| Your goal |
Locate every line below that contains the word "React" and copy it.

| Supplied data |
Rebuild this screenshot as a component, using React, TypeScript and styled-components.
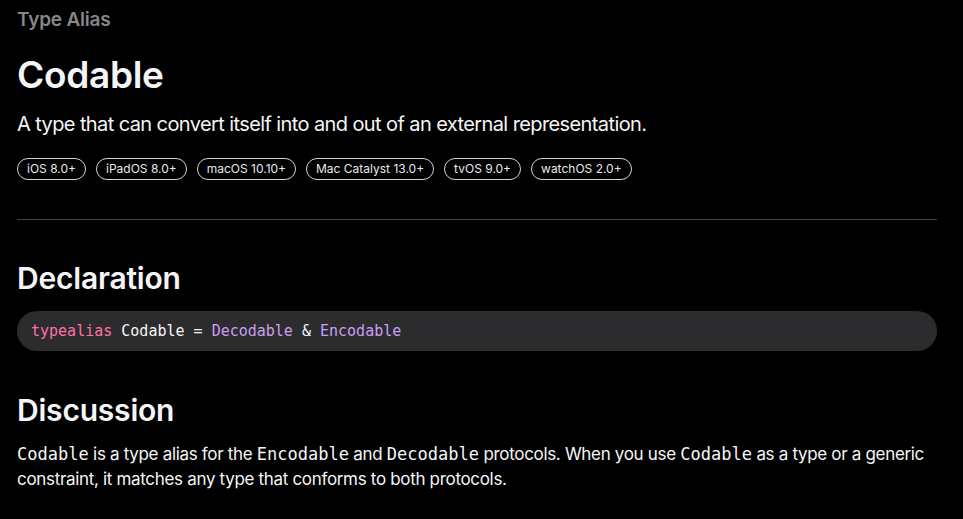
import React from "react";
import styled, { createGlobalStyle } from "styled-components";

const GlobalStyle = createGlobalStyle`
  html, body {
    margin: 0;
    padding: 0;
    background: #000;
  }
  body {
    font-family: Inter, "Noto Sans", sans-serif;
    color: #f5f5f7;
    -webkit-font-smoothing: antialiased;
  }
`;

const Page = styled.main`
  box-sizing: border-box;
  width: 963px;
  padding: 8px 26px 0 17px;
`;

const Eyebrow = styled.div`
  font-size: 19px;
  font-weight: 600;
  color: #86868b;
  line-height: 24px;
  letter-spacing: -0.2px;
`;

const Title = styled.h1`
  font-size: 37px;
  font-weight: 600;
  line-height: 44px;
  margin: 21px 0 0;
  letter-spacing: -0.3px;
`;

const Abstract = styled.p`
  font-size: 20px;
  line-height: 26px;
  margin: 14px 0 0;
  letter-spacing: -0.6px;
  font-weight: 400;
`;

const Badges = styled.ul`
  list-style: none;
  display: flex;
  gap: 10px;
  margin: 21px 0 0;
  padding: 0;
`;

const Badge = styled.li`
  font-size: 12px;
  line-height: 20px;
  padding: 0 9px;
  border: 1px solid #d2d2d7;
  border-radius: 11px;
  color: #e8e8ed;
`;

const Divider = styled.hr`
  border: none;
  border-top: 1px solid #424245;
  margin: 39px 0 0;
`;

const SectionTitle = styled.h2<{ $gap: number }>`
  font-size: 30px;
  font-weight: 600;
  line-height: 36px;
  margin: ${({ $gap }) => $gap}px 0 0;
  letter-spacing: -0.2px;
`;

const CodeBlock = styled.pre`
  margin: 15px 0 0;
  background: #2c2c2e;
  border-radius: 20px;
  height: 40px;
  box-sizing: border-box;
  padding: 0 14px;
  display: flex;
  align-items: center;
  font-family: "DejaVu Sans Mono", "Liberation Mono", monospace;
  font-size: 15px;
  color: #f5f5f7;
`;

const Token = styled.span<{ $kind: "keyword" | "type" }>`
  color: ${({ $kind }) => ($kind === "keyword" ? "#ff6fa8" : "#cb9ff2")};
`;

const Paragraph = styled.p`
  font-size: 17px;
  line-height: 25px;
  margin: 14px 0 0;
  letter-spacing: -0.32px;
`;

const InlineCode = styled.code`
  font-family: "DejaVu Sans Mono", "Liberation Mono", monospace;
  font-size: 17px;
  letter-spacing: 0;
`;

const platforms = [
  "iOS 8.0+",
  "iPadOS 8.0+",
  "macOS 10.10+",
  "Mac Catalyst 13.0+",
  "tvOS 9.0+",
  "watchOS 2.0+",
];

export default function App() {
  return (
    <>
      <GlobalStyle />
      <Page>
        <Eyebrow>Type Alias</Eyebrow>
        <Title>Codable</Title>
        <Abstract>
          A type that can convert itself into and out of an external representation.
        </Abstract>
        <Badges>
          {platforms.map((p) => (
            <Badge key={p}>{p}</Badge>
          ))}
        </Badges>
        <Divider />
        <SectionTitle $gap={40}>Declaration</SectionTitle>
        <CodeBlock>
          <Token $kind="keyword">typealias</Token>&nbsp;Codable = <Token $kind="type">Decodable</Token>
          &nbsp;&amp;&nbsp;<Token $kind="type">Encodable</Token>
        </CodeBlock>
        <SectionTitle $gap={41}>Discussion</SectionTitle>
        <Paragraph>
          <InlineCode>Codable</InlineCode> is a type alias for the <InlineCode>Encodable</InlineCode> and{" "}
          <InlineCode>Decodable</InlineCode> protocols. When you use <InlineCode>Codable</InlineCode> as a type
          or a generic constraint, it matches any type that conforms to both protocols.
        </Paragraph>
      </Page>
    </>
  );
}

| Right answer |
Rebuild this screenshot as a component, using React, TypeScript and styled-components.
import React from "react";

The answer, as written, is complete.